Although this report describes a chain pushback – from Slovenia to Croatia and then from Croatia to Bosnia – this report and the summary of the report focuses on the pushback procedure from Croatia to Bosnia due to the respondent’s ability to provide more details on this segment of his ordeal.
On the morning of Sunday, June 30th, a 20-year-old Indian man traveling in a taxi with his visa and Indian passport was apprehended by Slovenian authorities around 4-5 km passed the Slovenian-Croatian border near the Italian-Slovenian border. He had been in the taxi for around ten minutes and the taxi was driving through a small Slovenian village at this point. The respondent does not remember the exact location of where he was apprehended or pushbacked to Croatia.
The Slovenian authorities took him to a police station near the border where the respondent expressed an intention to claim asylum in the country and stated that he had papers, both a visa and an Indian passport. The Slovenian police then used a translator to listen to his story and, as he says, his asylum request and wrote it down. The respondent did not sign anything. The authorities then informed him that his asylum request was denied. He asked them why, but did not receive a response. The respondent recalled that Slovenian authorities told him that they had a surprise for him and when he was later brought to the Croatian border to be handed to the Croatian police, he was told that this was his surprise. The respondent did not provide an accurate description of what the Slovenian officers looked like. The Croatian police he identified as wearing light blue shirts.
After being handed over to the Croatian police, the respondent was taken to a police station near the border and put in a room with 7 to 8 other people-in-transit, all men, at sometime between 10:00 or 11:00 am . At this police station, the respondent described being struck by the police officers present and witnessing his luggage, belongings and turban thrown into the trash. When he told the police that he had a passport and visa in his bag and asked for these documents back, they beat him for a long time, as the respondent described, “just for asking”. The Croatian officers then seized his passport and visa which the respondent no longer has in possession.

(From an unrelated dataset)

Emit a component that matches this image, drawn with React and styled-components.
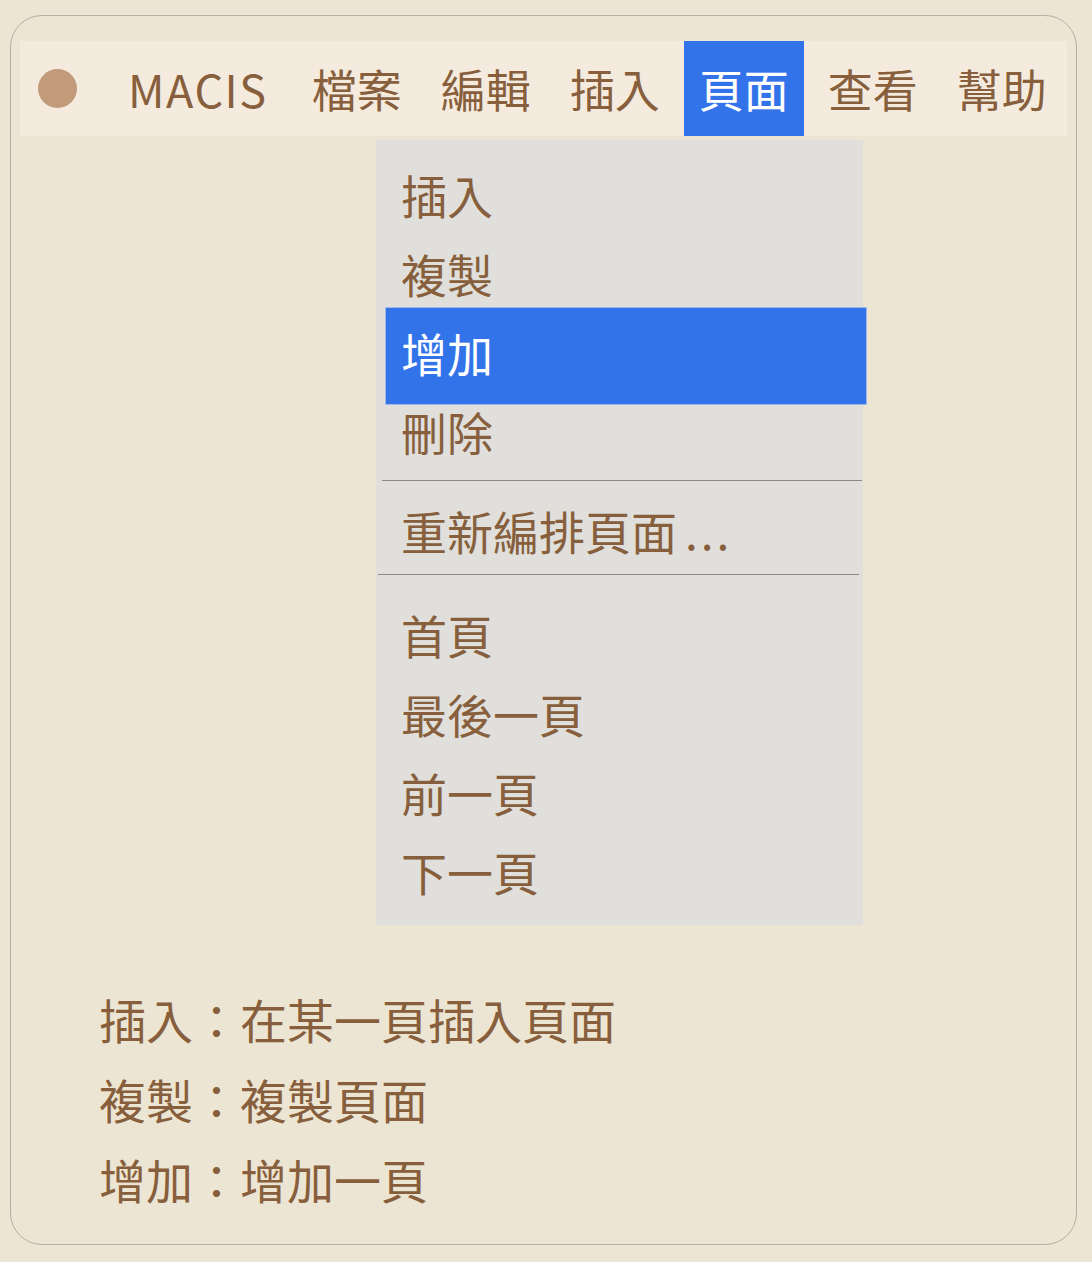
import React from 'react';
import styled, { createGlobalStyle } from 'styled-components';

const GlobalStyle = createGlobalStyle`
  html, body {
    margin: 0;
    padding: 0;
    background: #ede5d3;
  }
  body {
    font-family: "Noto Sans CJK TC", "Noto Sans", sans-serif;
    color: #875f3c;
  }
`;

const Page = styled.div`
  padding: 15px 15px 16px 10px;
`;

const Window = styled.div`
  height: 1230px;
  box-sizing: border-box;
  border: 1px solid #b4afa4;
  border-radius: 32px;
  padding: 25px 9px 0 9px;
`;

const MenuBar = styled.div`
  height: 95px;
  background: #f4ebde;
  display: flex;
  align-items: stretch;
  padding-left: 18px;
  gap: 9px;
`;

const Dot = styled.div`
  flex-shrink: 0;
  align-self: center;
  width: 39px;
  height: 39px;
  border-radius: 50%;
  background: #c29b7a;
  margin-right: 27px;
`;

const MenuItem = styled.div`
  flex-shrink: 0;
  white-space: nowrap;
  display: flex;
  align-items: center;
  padding: 0 15px;
  font-size: 45px;
  letter-spacing: ${p => (p.brand ? '1.5px' : '0')};
  color: ${p => (p.active ? '#ffffff' : '#875f3c')};
  background: ${p => (p.active ? '#3273e9' : 'transparent')};
  margin-right: ${p => (p.brand ? '5px' : '0')};
`;

const Dropdown = styled.div`
  width: 487px;
  margin: 4px 0 0 356px;
  background: #e0dfdb;
  padding-bottom: 14px;
`;

const Group = styled.div`
  padding-top: ${p => p.top}px;
  padding-bottom: ${p => p.bottom || 0}px;
`;

const Item = styled.div`
  position: relative;
  height: 79px;
  line-height: 79px;
  padding-left: 25px;
  font-size: 46px;
  white-space: nowrap;
  color: ${p => (p.selected ? '#ffffff' : '#875f3c')};

  ${p =>
    p.selected &&
    `
    &::before {
      content: "";
      position: absolute;
      left: 10px;
      right: -3px;
      top: -5px;
      bottom: -12px;
      background: #3273e9;
      box-shadow: 0 0 0 1px #9fb8e8;
      z-index: 0;
    }
  `}

  span {
    position: relative;
    z-index: 1;
  }
`;

const Ellipsis = styled.span`
  margin-left: 8px;
  letter-spacing: 3px;
`;

const Separator = styled.div`
  height: 1px;
  background: #8a8a88;
  margin: ${p => p.margin};
`;

const Notes = styled.div`
  margin-top: 54px;
  padding-left: 79px;
`;

const Note = styled.div`
  font-size: 47px;
  line-height: 80px;
`;

const topMenu = ['檔案', '編輯', '插入', '頁面', '查看', '幫助'];

export default function App() {
  return (
    <>
      <GlobalStyle />
      <Page>
        <Window>
          <MenuBar>
            <Dot />
            <MenuItem brand>MACIS</MenuItem>
            {topMenu.map(label => (
              <MenuItem key={label} active={label === '頁面'}>
                {label}
              </MenuItem>
            ))}
          </MenuBar>

          <Dropdown>
            <Group top={15} bottom={9}>
              <Item><span>插入</span></Item>
              <Item><span>複製</span></Item>
              <Item selected><span>增加</span></Item>
              <Item><span>刪除</span></Item>
            </Group>
            <Separator margin="0 1px 0 6px" />
            <Group top={10} bottom={4}>
              <Item><span>重新編排頁面<Ellipsis>...</Ellipsis></span></Item>
            </Group>
            <Separator margin="0 4px 0 2px" />
            <Group top={20}>
              <Item><span>首頁</span></Item>
              <Item><span>最後一頁</span></Item>
              <Item><span>前一頁</span></Item>
              <Item><span>下一頁</span></Item>
            </Group>
          </Dropdown>

          <Notes>
            <Note>插入：在某一頁插入頁面</Note>
            <Note>複製：複製頁面</Note>
            <Note>增加：增加一頁</Note>
          </Notes>
        </Window>
      </Page>
    </>
  );
}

Unlike the Slovenian police, whom the respondent said gave him food, water and would not beat him, the Croatian police would not give him water and food and were physically violent towards him. On the morning of Tuesday July 2nd, the Croatian authorities present at the station loaded the respondent into a police van at around 10:00 or 11:00 am, along with seven other people-in-transit. The seven other people he did not identify by exact age but did identify one Syrian family with an older man, a mother and two young daughters who the interviewee says are not minors. There was additionally one Bangladeshi man present. The rest of the people were described as Pakistani. The authorities drove them from for around 9 hours, until 7:00 or 8:00 pm from the Slovenian-Croatian border to the Croatian-Bosnian border in a hot van without providing water or food. When the people-in-transit in the van asked for water, the Croatian police replied: “This is not a hotel.”
The respondent then described spending between two and three hours at the border. About four to five Croatian police were present: one female police officer and three to four male police officers. The police officers wore black pants and blue shirts, fitting the description for Croatian regular (Temeljna) police officers. The female police officer was seen writing down information and did not wear a mask while some of the male police officers wore black balaclavas and black gloves. For about ten to twenty minutes, the police made the people-in-transit collect garbage in the area. After this, the Croatian police told them to sit and when they sat down, the police beat them on their bodies with batons, especially on their backs and legs. The respondent described that some of the group ran into the forest at this point to avoid the beating however, he sat and received the beating. During this time, there was another van visible at the location in which the respondent described there being an additional 25 to 30 men in transit that were also pushed back. The respondent was not sure where they were from. As they exited the van, the Croatian police beat them with batons.
The respondent was not able to identify the exact location of the pushback however identified it as being near “mountains” about 33 kilometers away from Bihac. Along the border runs a river which is parallel to a road. The interviewee did not recall from what direction he came into Bihac because he used a taxi to get back into Bihac and to avoid the police, the taxi travelled on small roads and through small villages, avoiding main roads and populated places, and travelled downhill. The location of the pushback for this report is thus an estimation.